A protester carries a chair to a fire outside the Congress building during clashes between police and protesters opposing a constitutional amendment that would allow the election of a president to a second term, in Asuncion, Paraguay, March 31, 2017.

Rioters in Paraguay set fire to parliament late Friday to protest a bill that would allow the country's president to serve more than one term.

Protests erupted when the Senate secretly voted to amend the constitution, which has not allowed re-election since it was created in 1992 following the fall of a brutal dictatorship.

Demonstrators broke windows and set fire to the interior of the parliament building late Friday. One activist was reportedly killed by a blow to the head - what opposition leaders say was a rubber bullet fired by police.

"A coup has been carried out. We will resist and we invite the people to resist with us," said Senator Desiree Masi from the opposition Progressive Democratic Party.
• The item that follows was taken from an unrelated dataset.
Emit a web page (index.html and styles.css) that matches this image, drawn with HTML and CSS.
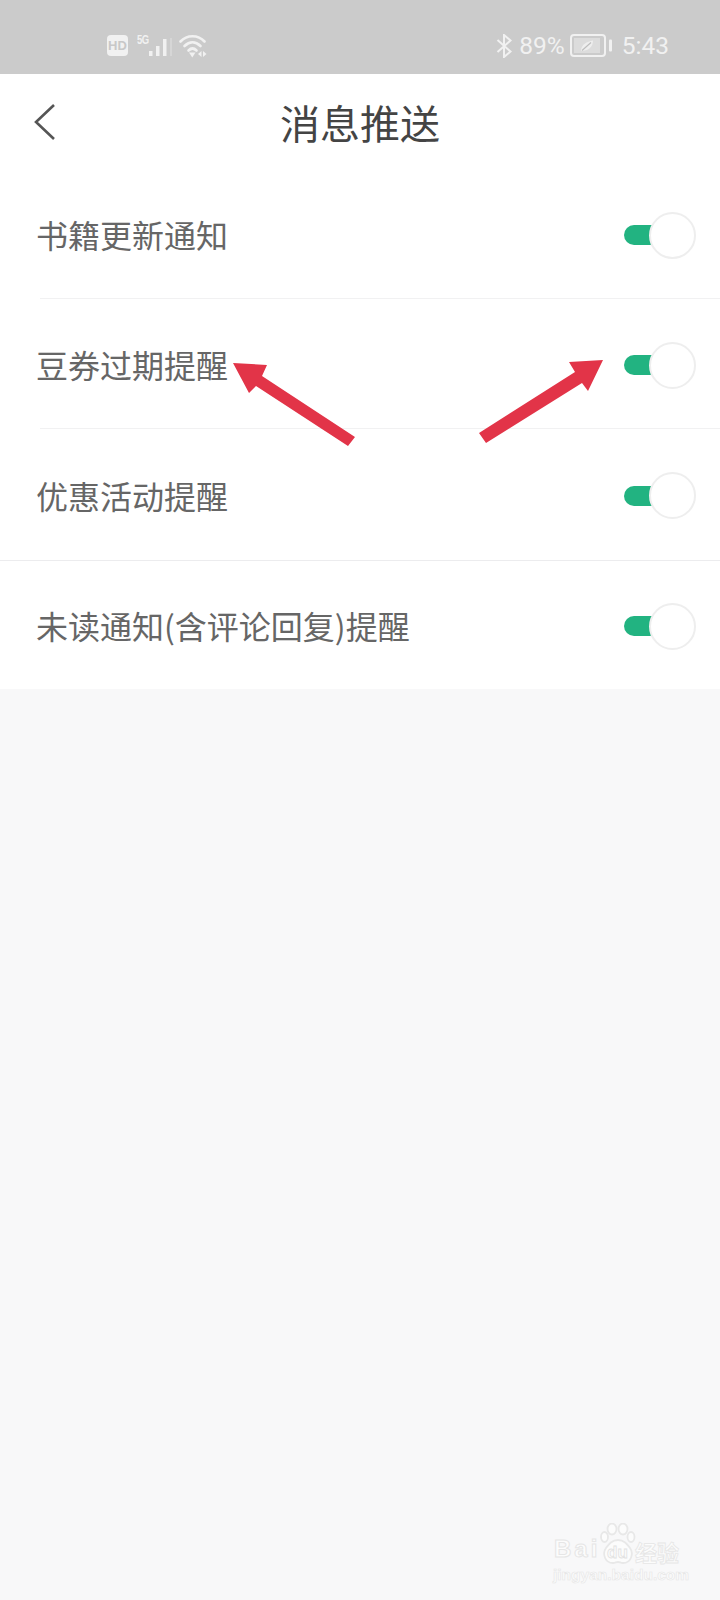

In a statement released on Twitter, President Horacio Cartes appealed for calm, saying that "democracy is not conquered or defended with violence".

The bill will now move to the house, and if it passes, Cartes will be eligible for re-election in 2018 when his current five- year term ends. Former president Fernando Lugo, who was ousted in 2012 for his handling of a land eviction in which 17 people were killed, would also be allowed to run again.

A number of South American countries, including Paraguay, Peru, and Chile, have laws against presidents running for consecutive terms in a region not long removed from military dictatorships.